We come to realize that ‘it’, whatever ‘it’ is, that thing that came upon you in the sunshine and fresh sheets and comfort of a mother’s love, is somehow distant now. It is still there, like an ache longing to be massaged, but we cannot reach it. It is too deep. This companion of childhood while never gone, now only exists at the periphery of your thought…the remembrance of an otherworldly touch, the balm to our souls distress which we cannot now know beyond a memory.

Somewhere along the way we exchange this desire for the rugged toil of older men, the trading of hope for the consistency of today, one more payment, one more drink, job, coffee, episode, night
…. This is the never ending measure of absurdity. 

…The knowledge that we feel plotted, that there is the deepest hope that there is plot and purpose to our lives, but that almost all of life lived seems to be more plodded than plotted; plodded along through knee high muck and worn roads, worn soles trudging under worn souls.
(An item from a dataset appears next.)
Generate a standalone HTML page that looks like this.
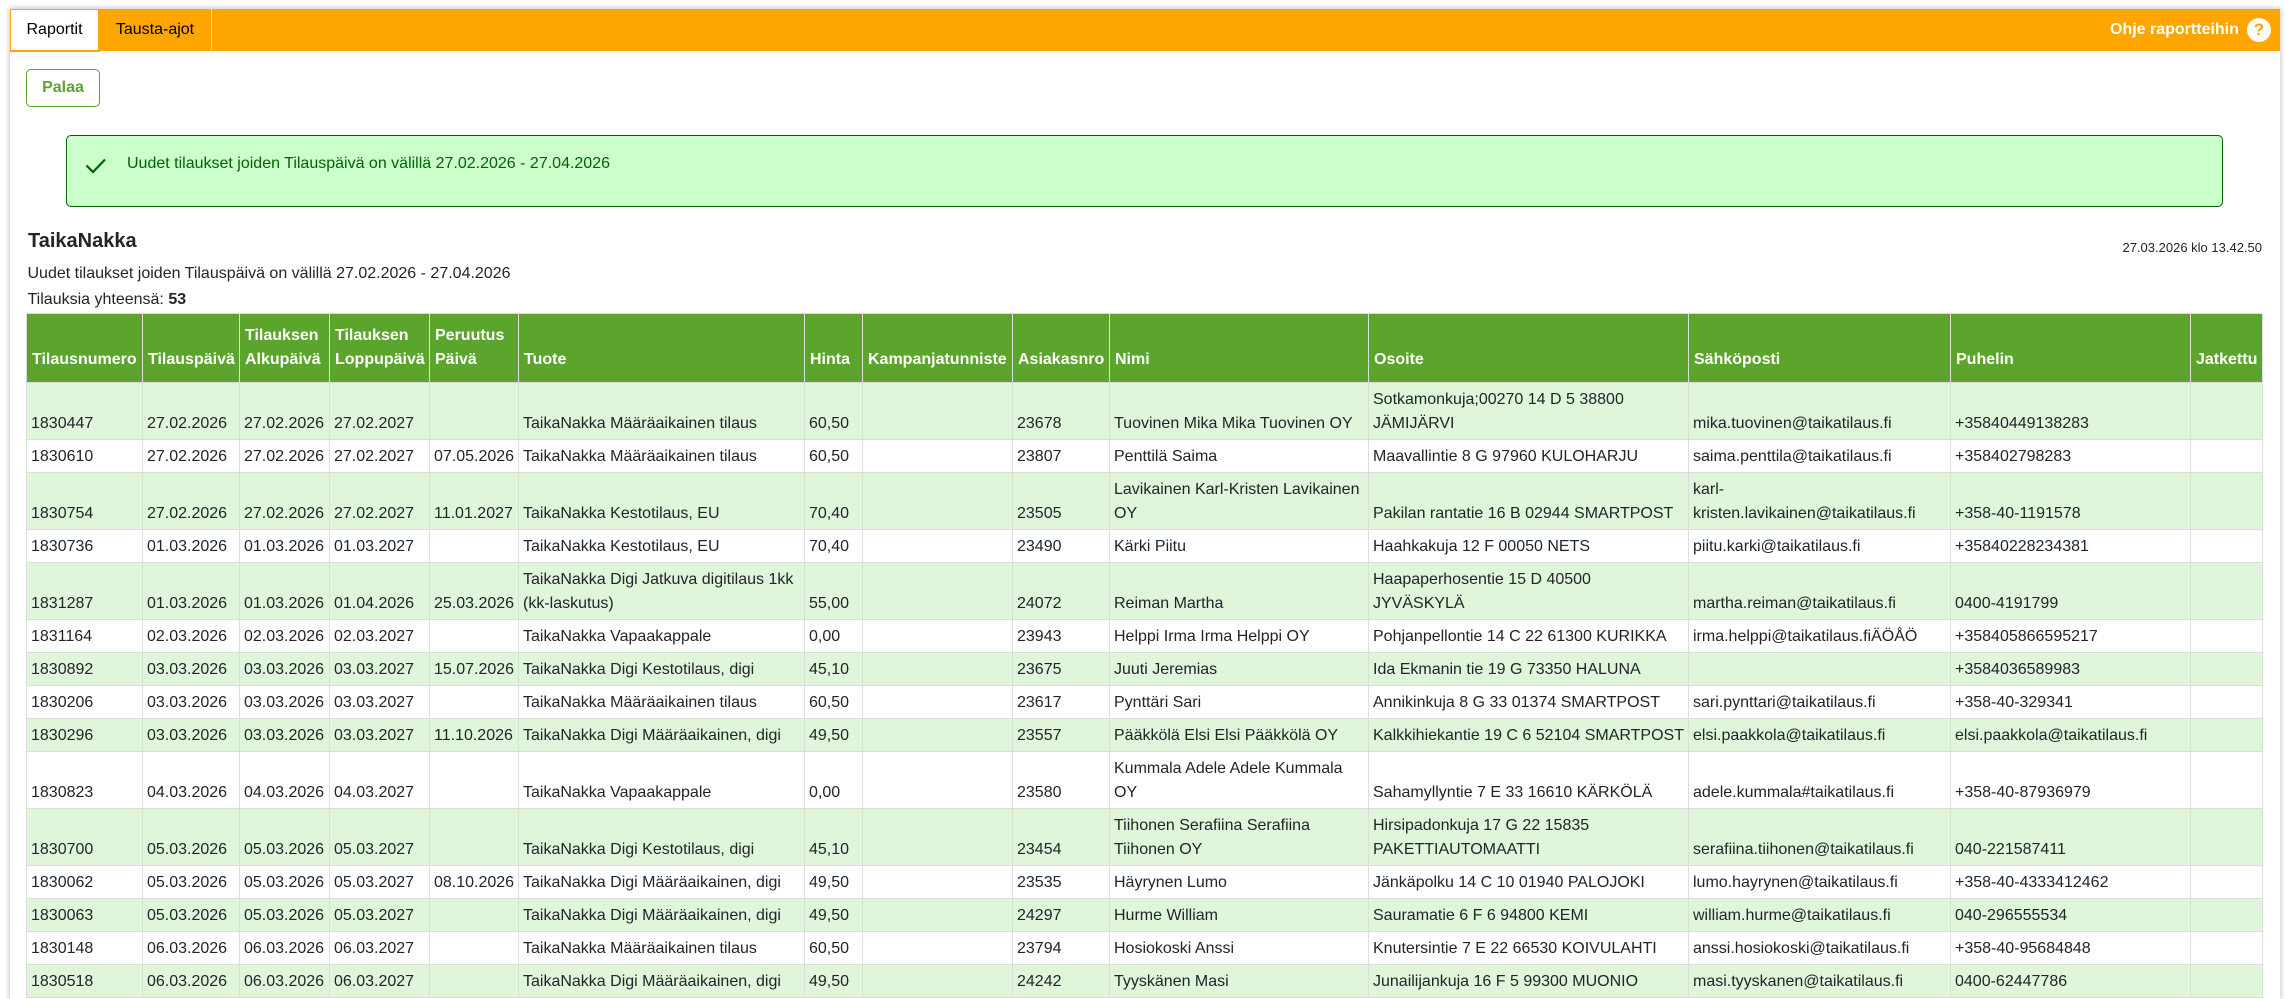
<!DOCTYPE html>
<html lang="fi">
<head>
<meta charset="utf-8">
<title>Raportit</title>
<style>
html,body{margin:0;padding:0;width:2287px;height:999px;overflow:hidden;background:#fff;font-family:"Liberation Sans",sans-serif;font-size:16px;color:#212529}
#root{position:relative;width:2287px;height:999px;overflow:hidden}
.card{position:absolute;left:10px;top:9px;width:2270px;height:990px;background:#fff;box-shadow:0 0 5px 1px rgba(0,0,0,.22)}
.bar{position:absolute;left:10px;top:9px;width:2270px;height:42px;background:#ffa500}
.tab1{position:absolute;left:10px;top:9px;width:87px;height:40px;background:#fff;border:1px solid #ffa500;border-width:1px 2px 2px 1px;line-height:40px;text-align:center;color:#000;box-sizing:content-box}
.tab2{position:absolute;left:99px;top:9px;width:112px;height:41px;border-right:1px solid #ffe0a8;line-height:41px;text-align:center;color:#000}
.help{position:absolute;left:2110px;top:18px;line-height:24px;font-weight:bold;color:#fff;white-space:nowrap}
.q{position:absolute;left:2247px;top:18px;width:24px;height:24px;border-radius:50%;background:#fff;color:#ffa500;font-weight:bold;font-size:17px;line-height:24px;text-align:center}
.btn{position:absolute;left:26px;top:69px;width:72px;height:36px;border:1px solid #5ba52c;border-radius:5px;color:#5ba52c;font-weight:bold;text-align:center;line-height:36px}
.alert{position:absolute;left:66px;top:135px;width:2155px;height:70px;box-sizing:content-box;background:#ccffcc;border:1px solid #006400;border-radius:5px}
.alert span{position:absolute;left:60px;top:16px;line-height:24px;color:#006400;white-space:nowrap}
.alert svg{position:absolute;left:18px;top:21px}
.t{position:absolute;white-space:nowrap}
table{position:absolute;left:26px;top:313px;width:2236px;border-collapse:collapse;table-layout:fixed}
th,td{border:1px solid #ddd;vertical-align:bottom;line-height:24px;text-align:left;white-space:nowrap;overflow:hidden;color:#212529}
th{background:#5ba52c;color:#fff;font-weight:bold;padding:10px 5px}
td{padding:5px 4px 3px}
tr.g td{background:#dff6da}
tr.w td{background:#fff}
</style>
</head>
<body>
<div id="root">
<div class="card"></div>
<div class="bar"></div>
<div class="tab1">Raportit</div>
<div class="tab2">Tausta-ajot</div>
<div class="help">Ohje raportteihin</div>
<div class="q">?</div>
<div class="btn">Palaa</div>
<div class="alert">
<svg width="22" height="18" viewBox="0 0 22 18"><path d="M1.5 8.5L8 15L20 2.5" fill="none" stroke="#006400" stroke-width="2.2"/></svg>
<span>Uudet tilaukset joiden Tilauspäivä on välillä 27.02.2026 - 27.04.2026</span>
</div>
<div class="t" style="left:28px;top:229px;font-size:20px;font-weight:bold;line-height:24px">TaikaNakka</div>
<div class="t" style="right:25px;top:240px;font-size:13px;line-height:16px">27.03.2026 klo 13.42.50</div>
<div class="t" style="left:27.5px;top:262px;line-height:24px">Uudet tilaukset joiden Tilauspäivä on välillä 27.02.2026 - 27.04.2026</div>
<div class="t" style="left:27.5px;top:288px;line-height:24px">Tilauksia yhteensä: <b>53</b></div>
<table>
<colgroup>
<col style="width:116px"><col style="width:97px"><col style="width:90px"><col style="width:100px"><col style="width:89px"><col style="width:286px"><col style="width:58px"><col style="width:150px"><col style="width:97px"><col style="width:259px"><col style="width:320px"><col style="width:262px"><col style="width:240px"><col style="width:72px">
</colgroup>
<thead>
<tr><th>Tilausnumero</th><th>Tilauspäivä</th><th>Tilauksen<br>Alkupäivä</th><th>Tilauksen<br>Loppupäivä</th><th>Peruutus<br>Päivä</th><th>Tuote</th><th>Hinta</th><th>Kampanjatunniste</th><th>Asiakasnro</th><th>Nimi</th><th>Osoite</th><th>Sähköposti</th><th>Puhelin</th><th>Jatkettu</th></tr>
</thead>
<tbody>
<tr class="g"><td>1830447</td><td>27.02.2026</td><td>27.02.2026</td><td>27.02.2027</td><td></td><td>TaikaNakka Määräaikainen tilaus</td><td>60,50</td><td></td><td>23678</td><td>Tuovinen Mika Mika Tuovinen OY</td><td>Sotkamonkuja;00270 14 D 5 38800<br>JÄMIJÄRVI</td><td>mika.tuovinen@taikatilaus.fi</td><td>+35840449138283</td><td></td></tr>
<tr class="w"><td>1830610</td><td>27.02.2026</td><td>27.02.2026</td><td>27.02.2027</td><td>07.05.2026</td><td>TaikaNakka Määräaikainen tilaus</td><td>60,50</td><td></td><td>23807</td><td>Penttilä Saima</td><td>Maavallintie 8 G 97960 KULOHARJU</td><td>saima.penttila@taikatilaus.fi</td><td>+358402798283</td><td></td></tr>
<tr class="g"><td>1830754</td><td>27.02.2026</td><td>27.02.2026</td><td>27.02.2027</td><td>11.01.2027</td><td>TaikaNakka Kestotilaus, EU</td><td>70,40</td><td></td><td>23505</td><td>Lavikainen Karl-Kristen Lavikainen<br>OY</td><td>Pakilan rantatie 16 B 02944 SMARTPOST</td><td>karl-<br>kristen.lavikainen@taikatilaus.fi</td><td>+358-40-1191578</td><td></td></tr>
<tr class="w"><td>1830736</td><td>01.03.2026</td><td>01.03.2026</td><td>01.03.2027</td><td></td><td>TaikaNakka Kestotilaus, EU</td><td>70,40</td><td></td><td>23490</td><td>Kärki Piitu</td><td>Haahkakuja 12 F 00050 NETS</td><td>piitu.karki@taikatilaus.fi</td><td>+35840228234381</td><td></td></tr>
<tr class="g"><td>1831287</td><td>01.03.2026</td><td>01.03.2026</td><td>01.04.2026</td><td>25.03.2026</td><td>TaikaNakka Digi Jatkuva digitilaus 1kk<br>(kk-laskutus)</td><td>55,00</td><td></td><td>24072</td><td>Reiman Martha</td><td>Haapaperhosentie 15 D 40500<br>JYVÄSKYLÄ</td><td>martha.reiman@taikatilaus.fi</td><td>0400-4191799</td><td></td></tr>
<tr class="w"><td>1831164</td><td>02.03.2026</td><td>02.03.2026</td><td>02.03.2027</td><td></td><td>TaikaNakka Vapaakappale</td><td>0,00</td><td></td><td>23943</td><td>Helppi Irma Irma Helppi OY</td><td>Pohjanpellontie 14 C 22 61300 KURIKKA</td><td>irma.helppi@taikatilaus.fiÄÖÅÖ</td><td>+358405866595217</td><td></td></tr>
<tr class="g"><td>1830892</td><td>03.03.2026</td><td>03.03.2026</td><td>03.03.2027</td><td>15.07.2026</td><td>TaikaNakka Digi Kestotilaus, digi</td><td>45,10</td><td></td><td>23675</td><td>Juuti Jeremias</td><td>Ida Ekmanin tie 19 G 73350 HALUNA</td><td></td><td>+3584036589983</td><td></td></tr>
<tr class="w"><td>1830206</td><td>03.03.2026</td><td>03.03.2026</td><td>03.03.2027</td><td></td><td>TaikaNakka Määräaikainen tilaus</td><td>60,50</td><td></td><td>23617</td><td>Pynttäri Sari</td><td>Annikinkuja 8 G 33 01374 SMARTPOST</td><td>sari.pynttari@taikatilaus.fi</td><td>+358-40-329341</td><td></td></tr>
<tr class="g"><td>1830296</td><td>03.03.2026</td><td>03.03.2026</td><td>03.03.2027</td><td>11.10.2026</td><td>TaikaNakka Digi Määräaikainen, digi</td><td>49,50</td><td></td><td>23557</td><td>Pääkkölä Elsi Elsi Pääkkölä OY</td><td>Kalkkihiekantie 19 C 6 52104 SMARTPOST</td><td>elsi.paakkola@taikatilaus.fi</td><td>elsi.paakkola@taikatilaus.fi</td><td></td></tr>
<tr class="w"><td>1830823</td><td>04.03.2026</td><td>04.03.2026</td><td>04.03.2027</td><td></td><td>TaikaNakka Vapaakappale</td><td>0,00</td><td></td><td>23580</td><td>Kummala Adele Adele Kummala<br>OY</td><td>Sahamyllyntie 7 E 33 16610 KÄRKÖLÄ</td><td>adele.kummala#taikatilaus.fi</td><td>+358-40-87936979</td><td></td></tr>
<tr class="g"><td>1830700</td><td>05.03.2026</td><td>05.03.2026</td><td>05.03.2027</td><td></td><td>TaikaNakka Digi Kestotilaus, digi</td><td>45,10</td><td></td><td>23454</td><td>Tiihonen Serafiina Serafiina<br>Tiihonen OY</td><td>Hirsipadonkuja 17 G 22 15835<br>PAKETTIAUTOMAATTI</td><td>serafiina.tiihonen@taikatilaus.fi</td><td>040-221587411</td><td></td></tr>
<tr class="w"><td>1830062</td><td>05.03.2026</td><td>05.03.2026</td><td>05.03.2027</td><td>08.10.2026</td><td>TaikaNakka Digi Määräaikainen, digi</td><td>49,50</td><td></td><td>23535</td><td>Häyrynen Lumo</td><td>Jänkäpolku 14 C 10 01940 PALOJOKI</td><td>lumo.hayrynen@taikatilaus.fi</td><td>+358-40-4333412462</td><td></td></tr>
<tr class="g"><td>1830063</td><td>05.03.2026</td><td>05.03.2026</td><td>05.03.2027</td><td></td><td>TaikaNakka Digi Määräaikainen, digi</td><td>49,50</td><td></td><td>24297</td><td>Hurme William</td><td>Sauramatie 6 F 6 94800 KEMI</td><td>william.hurme@taikatilaus.fi</td><td>040-296555534</td><td></td></tr>
<tr class="w"><td>1830148</td><td>06.03.2026</td><td>06.03.2026</td><td>06.03.2027</td><td></td><td>TaikaNakka Määräaikainen tilaus</td><td>60,50</td><td></td><td>23794</td><td>Hosiokoski Anssi</td><td>Knutersintie 7 E 22 66530 KOIVULAHTI</td><td>anssi.hosiokoski@taikatilaus.fi</td><td>+358-40-95684848</td><td></td></tr>
<tr class="g"><td>1830518</td><td>06.03.2026</td><td>06.03.2026</td><td>06.03.2027</td><td></td><td>TaikaNakka Digi Määräaikainen, digi</td><td>49,50</td><td></td><td>24242</td><td>Tyyskänen Masi</td><td>Junailijankuja 16 F 5 99300 MUONIO</td><td>masi.tyyskanen@taikatilaus.fi</td><td>0400-62447786</td><td></td></tr>
</tbody>
</table>
</div>
</body>
</html>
The march of the downtrodden carries on. We, the once exuberant soldier, have forgotten the pleasures of a home we once knew, they are not worth thinking upon, they are, after all, only dreams. We enact the passive labors of the survivor without the hope of salvation.

C.S. Lewis once said; “If I find in myself desires which nothing in this world can satisfy, the only logical explanation is that I was made for another world” and I think there is some hope in this.

That in death there is life. That in the seed dying there is an everlasting harvest, a resurrection. That in this life we are only experiencing the fall, the dying of one’s self, and that there is yet the hope of spring, when death itself will be undone.